Lack of right-priced domestic product and an economy in a downturn has driven Spanish acquisitions in the last two years. But in its half-year to 30 September, Vukile rapidly ramped up its Spanish portfolio, and its investment in Spain jumped from 21% to 46%.

“Vukile have said they want a more concentrated strategy in South Africa and Spain. But it was surprising that they ramped up the portfolio in Spain so quickly,” 36ONE’s Wessel Badenhorst told finweek.

Following the acquisition of five dominant shopping centres, four of those acquired from Unibail-Rodamco-Westfield, Vukile’s investment in Spanish properties increased from €308m to around €900m during the period.

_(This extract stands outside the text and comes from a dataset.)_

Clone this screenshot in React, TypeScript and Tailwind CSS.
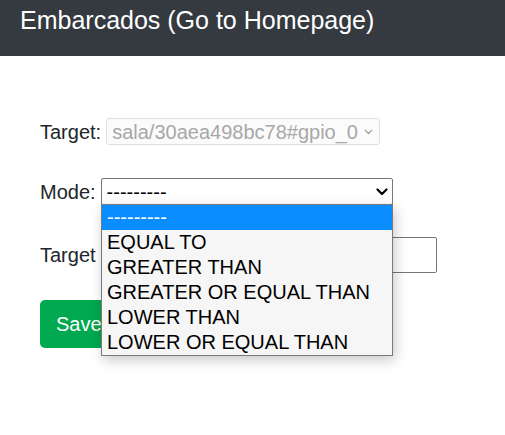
import React from 'react';

const modes = [
  '---------',
  'EQUAL TO',
  'GREATER THAN',
  'GREATER OR EQUAL THAN',
  'LOWER THAN',
  'LOWER OR EQUAL THAN',
];

function Chevron({ className }: { className: string }) {
  return (
    <svg viewBox="0 0 12 8" className={className} fill="none" stroke="currentColor" strokeLinecap="round" strokeLinejoin="round">
      <polyline points="1.5,1.5 6,6 10.5,1.5" />
    </svg>
  );
}

export default function App() {
  return (
    <div className="min-h-screen bg-white text-[20px] text-[#212529] font-['Liberation_Sans',Arial,sans-serif]">
      {/* Navbar */}
      <header className="h-[56px] bg-[#343a40] px-[20px] pt-[5px]">
        <a href="#" className="text-[25px] leading-[30px] text-white">
          Embarcados (Go to Homepage)
        </a>
      </header>

      {/* Form */}
      <main className="relative px-[40px] pt-[62px]">
        <div className="flex items-center h-[27px]">
          <label>Target:</label>
          <div className="ml-[5px] flex items-center justify-between w-[274px] h-[27px] border border-[#dedede] rounded-[3px] bg-[#fbfbfb] pl-[5px] pr-[6px] text-[#a8a8a8]">
            <span className="leading-none">sala/30aea498bc78#gpio_0</span>
            <Chevron className="w-[9px] h-[6px] stroke-[1.6] text-[#9a9a9a]" />
          </div>
        </div>

        <div className="flex items-center h-[27px] mt-[33px]">
          <label>Mode:</label>
          <div className="ml-[5px] flex items-center justify-between w-[292px] h-[27px] border border-[#767676] rounded-[2px] bg-white pl-[5px] pr-[4px] text-black">
            <span className="leading-none">---------</span>
            <Chevron className="w-[12px] h-[8px] stroke-[2.2]" />
          </div>
        </div>

        <div className="flex items-center h-[36px] mt-[32px]">
          <label className="w-[123px]">Target value:</label>
          <input className="w-[274px] h-[36px] border border-[#767676] rounded-[2px] bg-white px-[5px]" />
        </div>

        <button className="mt-[27px] h-[48px] px-[16px] rounded-[5px] bg-[#00a84f] text-white">
          Save
        </button>

        {/* Open dropdown list */}
        <ul className="absolute left-[101px] top-[148px] w-[292px] border border-[#7a7a7a] bg-[#f6f6f6] shadow-[2px_4px_12px_rgba(0,0,0,0.22)] text-black">
          {modes.map((m, i) => (
            <li
              key={m}
              className={`h-[25px] leading-[25px] pl-[5px] ${i === 0 ? 'bg-[#0a8dff] text-white' : ''}`}
            >
              {m}
            </li>
          ))}
        </ul>
      </main>
    </div>
  );
}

“While Unibail needed to sell down to reduce debt, what is of concern is that all Unibail’s metrics looked better without those assets they sold to Vukile,” says Badenhorst.

“Over the short term Vukile has already made progress with the assets. But only time will tell what the long-term asset management results on those assets are; whether it is really asset management that is generating uplift or whether it is a cyclical effect,” says Badenhorst.

Vukile Property Fund CEO Laurence Rapp says the longer they have assets, “the more value we can add to them”.

“The Spanish portfolio value has grown an organic 8.82% compared to acquisition price. The Unibail assets have already grown 6.56% and those only came through in August.”

According to financial director Mike Potts, there is no yield compression on the value growth numbers. “This is just from additional income generated, which is driving that growth.”

During the period, Castellana listed as a Reit on the junior market of the Spanish Stock Exchange. It is now the ninth-largest Reit in Spain.

Castellana’s portfolio comprises 19 properties of which 97% is retail. The portfolio has a low 1.8% vacancy, a weighted average lease expiry (WALE) of 14.8 years and a 99.3% rent collection rate.

“Projects on the Spanish assets have added €1.2m additional net income and there will be further value uptick in the next six months from the Kinepolis Leisure Centre project,” says Rapp.

Domestic success

Despite the tough economic environment locally, Vukile recorded continued success with its Southern Africa portfolio in large part due to its diversified, defensive retail portfolio that caters predominantly to the mid and lower LSM of the market.

Its SA portfolio delivered like-for-like net income growth of 5.1%, positive retail reversions of 4.3% and vacancies were maintained at 3.4%.

Shopping centres in Vukile’s township and rural portfolio accounts for 54% of the domestic portfolio, and delivered 3.1% and 2.1% trading density growth respectively compared to the negative 0.8% from its urban centres.

But 50% of Vukile’s income stream is now no longer related to the SA economy and the REIT’s growth in Spain appears to be on a path to surpass Vukile’s asset holding in SA in the not-too-distant future.

“Castellana will be the growth engine,” says Rapp. “We are more likely to invest in Spain than South Africa,” he says, explaining that this is mostly driven by limited rightly-priced domestic product.

“At the moment our offshore focus is very much only on Spain. In time we will look at other areas,” Rapp tells finweek.

In November, Vukile reported 7.5% growth in dividends for the six months to 30 September. It extended its record of unbroken dividend growth to 15 years.

Distributable income rose 23.3% from the prior half year to R713.5m and its net asset value increased to 2 027c /share. Gearing is at 38% with a long-term target of 35% and 94% of debt is hedged.

Vukile forecasts 7.5% dividend growth for its full year. And it aims to hedge 75% of dividend flow from offshore investments over a three to five-year period to provide investors with predictable stable rand-denominated income streams.